Nevertheless, not all interpretations are created equal, and Bartsch does not always conceal her own skepticism. About the pro-government scholar He Xin’s claim, for example, that “the entire world history currently compiled by the west is actually forged based on the values of modern times in the west,” Bartsch permits herself the observation, “This is a startling claim, to put it mildly.” She suggests that the Chinese critique of Western instrumental rationality oversimplifies Western concepts of “reason.” She later claims that nationalist appeals to Confucius often reduce him in the same way, oversimplifying his idea of hexie (harmony) and overlooking elements of his thought that might be less congenial to the current government. One occasionally has the sense of an author repeatedly biting her own tongue. Perhaps this is unavoidable if we are truly to let our familiar readings of the ancient texts be unsettled by provocative Chinese interpretations. Nevertheless, I occasionally found myself wishing for less deference to readings that struck me as implausible.

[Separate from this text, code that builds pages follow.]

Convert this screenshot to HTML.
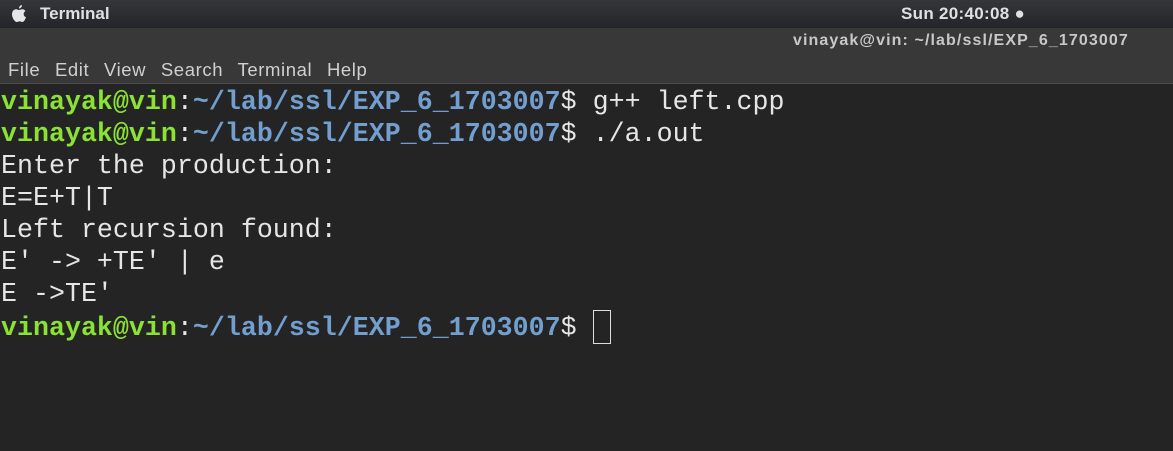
<!DOCTYPE html>
<html><head><style>
body{margin:0;width:1173px;height:451px;background:#242424;overflow:hidden;position:relative;font-family:"Liberation Sans",sans-serif}
#top{position:absolute;left:0;top:0;width:1173px;height:28px;background:linear-gradient(#35363a,#24252a);}
#top .t{position:absolute;left:40px;top:4px;color:#e0e0e0;font-weight:bold;font-size:17px}
#top .c{position:absolute;left:901px;top:4px;color:#e0e0e0;font-weight:bold;font-size:17px;letter-spacing:0.3px}
#hdr{position:absolute;left:0;top:28px;width:1173px;height:55px;background:#383838;border-bottom:1px solid #4a4a4a}
#hdr .ti{position:absolute;left:793px;top:4px;color:#c8c8c8;font-weight:bold;font-size:16px;letter-spacing:1.1px}
#hdr .m{position:absolute;left:8px;top:31px;color:#d0d0d0;font-size:18.5px;word-spacing:9px;letter-spacing:0.6px}
#term{position:absolute;left:1px;top:86px;font-family:"Liberation Mono","DejaVu Sans Mono",monospace;font-size:26.6px;letter-spacing:0.03px;line-height:32px;color:#e6e6e6;white-space:pre}
.g{color:#8ae234;font-weight:bold}.b{color:#729fcf;font-weight:bold}
.cur{display:inline-block;width:18px;height:34px;border:1.5px solid #ddd;vertical-align:-9px;box-sizing:border-box}
</style></head><body>
<div id="top"><svg style="position:absolute;left:11px;top:5px" width="16" height="18" viewBox="0 0 16 18"><path fill="#e6e6e6" d="M11 0c0 2-1.5 3.5-3 3.5 0-2 1.5-3.5 3-3.5zM8 5c1-.2 2-.8 3.2-.8 1.5 0 2.7.8 3.3 1.8-2.8 1.6-2.2 5.3.5 6.3-.7 2-2 4.7-3.6 4.7-1 0-1.5-.6-2.8-.6s-1.8.6-2.9.6C4 17 1 13 1 9.5 1 6 3.2 4.3 5 4.3c1.2 0 2 .7 3 .7z"/></svg><span class="t">Terminal</span><span class="c">Sun 20:40:08 ●</span></div>
<div id="hdr"><span class="ti">vinayak@vin: ~/lab/ssl/EXP_6_1703007</span><span class="m">File  Edit  View  Search  Terminal  Help</span></div>
<div id="term"><span class="g">vinayak@vin</span>:<span class="b">~/lab/ssl/EXP_6_1703007</span>$ g++ left.cpp
<span class="g">vinayak@vin</span>:<span class="b">~/lab/ssl/EXP_6_1703007</span>$ ./a.out
Enter the production:
E=E+T|T
Left recursion found:
E' -> +TE' | e
E ->TE'
<span class="g">vinayak@vin</span>:<span class="b">~/lab/ssl/EXP_6_1703007</span>$ <span class="cur"></span></div>
</body></html>
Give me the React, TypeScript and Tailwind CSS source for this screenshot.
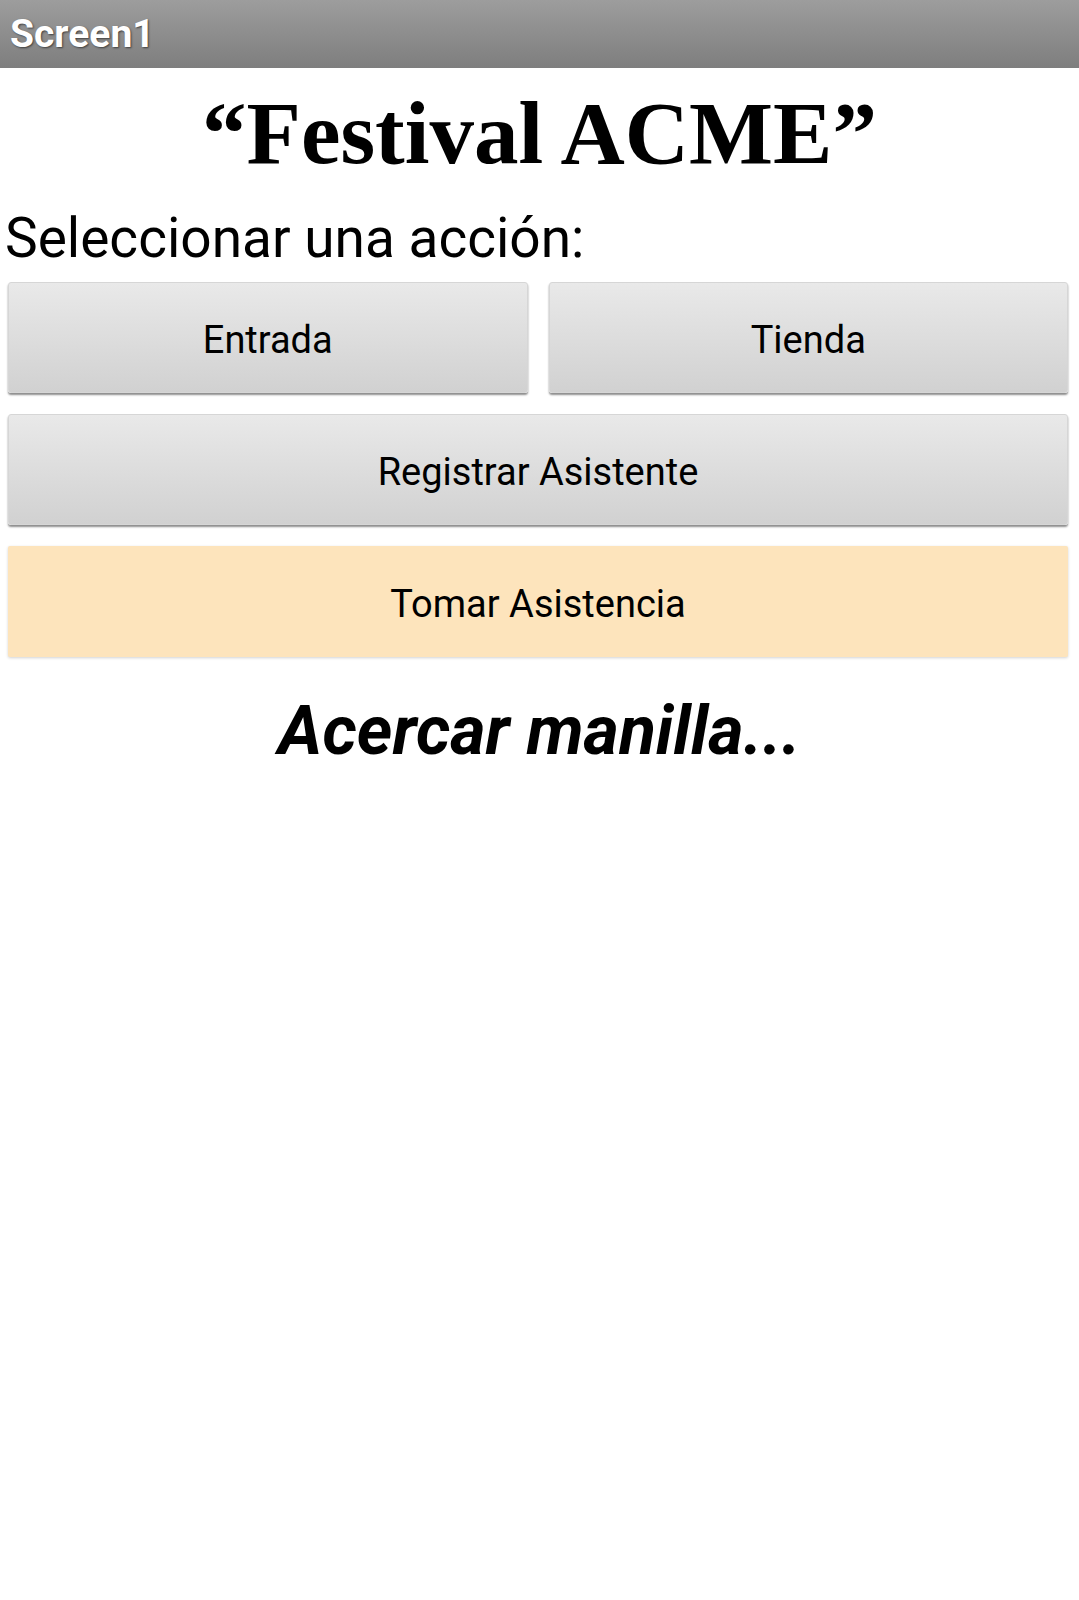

Be that as it may, I learned a great deal from Plato Goes to China, and Bartsch has done a real service by making this aspect of Chinese public discourse available to those of us who will never spend thirty years mastering the relevant texts in Mandarin. One last aspect of her book resonates as well: the classicist’s wistfulness for a world in which Plato and Aristotle remain touchstones for public debate. “In the west,” writes Bartsch, “politicians do not hold up classical antiquity as a badge of national pride or urge its various ethical teachings on the public.” By contrast, “Chinese interest in western antiquity is comparatively widespread.” Certainly we do not want to distort the teachings of ancient texts. But the Chinese example suggests that the classics retain their ability to teach, inspire, and provoke us. In that sense, one might suggest, Bartsch’s ultimate goal is for Plato to go to China—and then to return again, surprising us anew.